··· Supplied records ···
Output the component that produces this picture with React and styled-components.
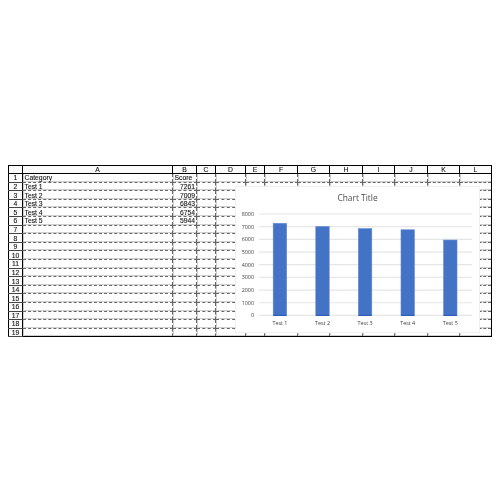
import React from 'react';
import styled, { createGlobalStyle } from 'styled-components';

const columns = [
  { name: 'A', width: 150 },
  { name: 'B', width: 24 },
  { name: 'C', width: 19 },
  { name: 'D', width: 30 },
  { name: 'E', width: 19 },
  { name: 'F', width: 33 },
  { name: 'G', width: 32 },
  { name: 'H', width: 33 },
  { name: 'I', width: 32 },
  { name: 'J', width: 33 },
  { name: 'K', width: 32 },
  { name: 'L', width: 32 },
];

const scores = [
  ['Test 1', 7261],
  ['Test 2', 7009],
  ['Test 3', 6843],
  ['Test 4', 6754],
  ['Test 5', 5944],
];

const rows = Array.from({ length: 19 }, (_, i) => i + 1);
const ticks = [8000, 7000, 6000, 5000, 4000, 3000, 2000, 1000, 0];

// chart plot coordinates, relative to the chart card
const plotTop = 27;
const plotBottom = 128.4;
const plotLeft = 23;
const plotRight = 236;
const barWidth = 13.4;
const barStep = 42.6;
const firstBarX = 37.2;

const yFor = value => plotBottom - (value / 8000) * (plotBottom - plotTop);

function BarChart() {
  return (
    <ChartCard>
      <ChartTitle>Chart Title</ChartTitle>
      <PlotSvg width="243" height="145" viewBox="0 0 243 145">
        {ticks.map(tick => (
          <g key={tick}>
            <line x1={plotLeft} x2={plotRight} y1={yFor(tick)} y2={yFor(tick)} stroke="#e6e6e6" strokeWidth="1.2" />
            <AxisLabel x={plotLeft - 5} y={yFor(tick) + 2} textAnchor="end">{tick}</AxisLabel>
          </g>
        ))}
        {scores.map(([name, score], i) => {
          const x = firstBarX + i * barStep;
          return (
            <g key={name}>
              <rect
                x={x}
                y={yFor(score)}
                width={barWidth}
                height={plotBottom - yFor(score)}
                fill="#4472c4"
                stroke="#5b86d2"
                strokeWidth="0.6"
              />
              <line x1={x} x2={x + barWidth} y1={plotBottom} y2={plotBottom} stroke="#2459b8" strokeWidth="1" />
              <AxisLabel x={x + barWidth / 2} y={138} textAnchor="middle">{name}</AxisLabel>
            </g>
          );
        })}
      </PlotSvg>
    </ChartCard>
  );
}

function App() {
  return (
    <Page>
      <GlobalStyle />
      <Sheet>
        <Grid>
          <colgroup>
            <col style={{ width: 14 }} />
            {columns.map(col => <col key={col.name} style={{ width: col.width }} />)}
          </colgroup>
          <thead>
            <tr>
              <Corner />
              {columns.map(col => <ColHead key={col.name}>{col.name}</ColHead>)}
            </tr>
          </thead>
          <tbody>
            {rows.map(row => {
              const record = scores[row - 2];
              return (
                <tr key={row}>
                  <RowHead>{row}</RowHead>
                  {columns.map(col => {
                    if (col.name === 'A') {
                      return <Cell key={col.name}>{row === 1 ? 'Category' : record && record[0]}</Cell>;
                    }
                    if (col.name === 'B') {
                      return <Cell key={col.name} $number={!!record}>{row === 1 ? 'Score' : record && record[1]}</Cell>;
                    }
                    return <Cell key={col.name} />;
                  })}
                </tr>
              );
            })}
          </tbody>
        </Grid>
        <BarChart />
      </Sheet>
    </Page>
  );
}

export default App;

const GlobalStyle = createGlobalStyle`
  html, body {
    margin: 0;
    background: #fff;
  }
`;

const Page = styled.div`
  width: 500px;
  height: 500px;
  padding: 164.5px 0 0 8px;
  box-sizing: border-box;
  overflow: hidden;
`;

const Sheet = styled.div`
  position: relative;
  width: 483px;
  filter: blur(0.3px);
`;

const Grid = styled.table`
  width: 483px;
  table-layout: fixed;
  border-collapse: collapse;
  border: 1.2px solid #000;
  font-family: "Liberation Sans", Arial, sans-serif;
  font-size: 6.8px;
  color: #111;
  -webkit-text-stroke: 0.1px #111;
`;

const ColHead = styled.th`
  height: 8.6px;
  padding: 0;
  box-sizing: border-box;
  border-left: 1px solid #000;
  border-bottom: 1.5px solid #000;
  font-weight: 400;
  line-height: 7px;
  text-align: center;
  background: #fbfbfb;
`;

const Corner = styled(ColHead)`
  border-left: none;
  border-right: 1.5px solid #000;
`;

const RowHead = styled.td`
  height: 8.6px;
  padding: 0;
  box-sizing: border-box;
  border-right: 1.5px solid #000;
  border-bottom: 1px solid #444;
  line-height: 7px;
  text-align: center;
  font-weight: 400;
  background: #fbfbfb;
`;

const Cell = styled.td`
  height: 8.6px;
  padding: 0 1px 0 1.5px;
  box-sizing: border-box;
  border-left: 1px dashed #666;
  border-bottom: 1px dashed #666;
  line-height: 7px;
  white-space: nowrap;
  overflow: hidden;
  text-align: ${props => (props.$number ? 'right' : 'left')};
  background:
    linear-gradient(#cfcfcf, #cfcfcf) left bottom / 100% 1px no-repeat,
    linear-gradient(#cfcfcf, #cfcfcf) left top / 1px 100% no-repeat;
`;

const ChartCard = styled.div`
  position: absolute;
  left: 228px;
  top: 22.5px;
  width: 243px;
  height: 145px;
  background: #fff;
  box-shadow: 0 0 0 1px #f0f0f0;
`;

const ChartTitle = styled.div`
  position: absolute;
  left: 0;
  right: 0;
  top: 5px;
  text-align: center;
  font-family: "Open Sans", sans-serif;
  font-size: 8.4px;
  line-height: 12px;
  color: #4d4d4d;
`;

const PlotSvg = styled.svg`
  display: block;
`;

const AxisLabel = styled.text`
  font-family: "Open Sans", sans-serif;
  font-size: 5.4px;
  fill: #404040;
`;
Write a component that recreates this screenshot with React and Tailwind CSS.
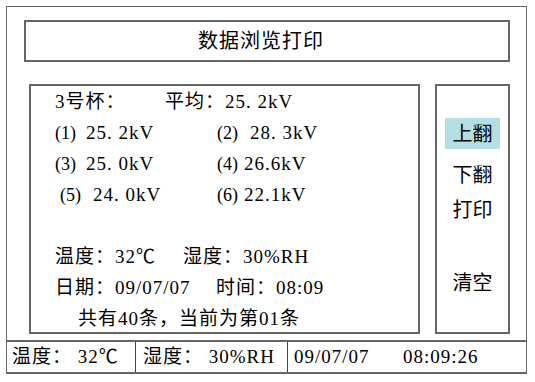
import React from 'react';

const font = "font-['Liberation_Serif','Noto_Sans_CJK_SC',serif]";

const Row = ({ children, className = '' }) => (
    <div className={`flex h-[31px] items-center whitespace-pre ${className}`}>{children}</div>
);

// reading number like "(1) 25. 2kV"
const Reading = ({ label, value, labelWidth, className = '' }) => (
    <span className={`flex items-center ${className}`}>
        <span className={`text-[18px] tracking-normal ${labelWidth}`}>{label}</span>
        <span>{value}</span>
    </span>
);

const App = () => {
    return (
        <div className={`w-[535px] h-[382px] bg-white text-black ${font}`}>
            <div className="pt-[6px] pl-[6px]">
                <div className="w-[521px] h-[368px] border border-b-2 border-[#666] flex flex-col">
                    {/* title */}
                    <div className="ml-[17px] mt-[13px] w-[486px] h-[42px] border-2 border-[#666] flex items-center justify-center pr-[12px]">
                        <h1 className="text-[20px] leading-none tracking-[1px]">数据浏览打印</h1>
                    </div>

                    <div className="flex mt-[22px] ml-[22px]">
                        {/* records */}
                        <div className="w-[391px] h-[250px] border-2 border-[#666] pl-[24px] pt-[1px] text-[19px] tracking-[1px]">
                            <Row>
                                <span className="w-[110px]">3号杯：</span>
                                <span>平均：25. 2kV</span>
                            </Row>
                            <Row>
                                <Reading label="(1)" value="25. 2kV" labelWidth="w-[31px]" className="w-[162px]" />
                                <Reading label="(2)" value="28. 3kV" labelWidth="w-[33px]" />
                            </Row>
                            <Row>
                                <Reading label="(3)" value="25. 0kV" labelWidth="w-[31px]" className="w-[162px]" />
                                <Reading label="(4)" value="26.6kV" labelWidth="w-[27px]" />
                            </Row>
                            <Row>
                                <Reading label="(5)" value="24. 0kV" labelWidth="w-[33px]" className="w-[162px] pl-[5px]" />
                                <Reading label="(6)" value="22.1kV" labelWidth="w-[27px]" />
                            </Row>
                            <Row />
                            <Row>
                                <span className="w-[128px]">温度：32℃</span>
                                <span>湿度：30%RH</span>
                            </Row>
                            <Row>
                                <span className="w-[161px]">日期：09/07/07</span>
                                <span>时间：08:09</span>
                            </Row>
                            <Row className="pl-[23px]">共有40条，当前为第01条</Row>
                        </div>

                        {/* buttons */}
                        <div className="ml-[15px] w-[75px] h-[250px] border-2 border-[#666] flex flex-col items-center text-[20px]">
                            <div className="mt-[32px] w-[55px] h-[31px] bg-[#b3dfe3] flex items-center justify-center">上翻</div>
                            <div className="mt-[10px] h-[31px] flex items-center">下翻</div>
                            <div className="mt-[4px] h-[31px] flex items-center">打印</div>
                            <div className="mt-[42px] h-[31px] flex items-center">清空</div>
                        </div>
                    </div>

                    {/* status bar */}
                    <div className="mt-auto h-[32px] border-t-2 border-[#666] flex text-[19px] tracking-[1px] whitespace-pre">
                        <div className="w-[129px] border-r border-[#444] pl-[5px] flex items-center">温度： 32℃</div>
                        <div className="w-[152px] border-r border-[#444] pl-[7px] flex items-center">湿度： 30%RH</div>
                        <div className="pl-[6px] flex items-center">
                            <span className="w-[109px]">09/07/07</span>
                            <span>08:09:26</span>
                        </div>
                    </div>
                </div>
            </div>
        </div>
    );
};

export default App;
···
» Task instructions
Each line that contains the word "this" counts toward the total; give only that total.

» Expected answer
2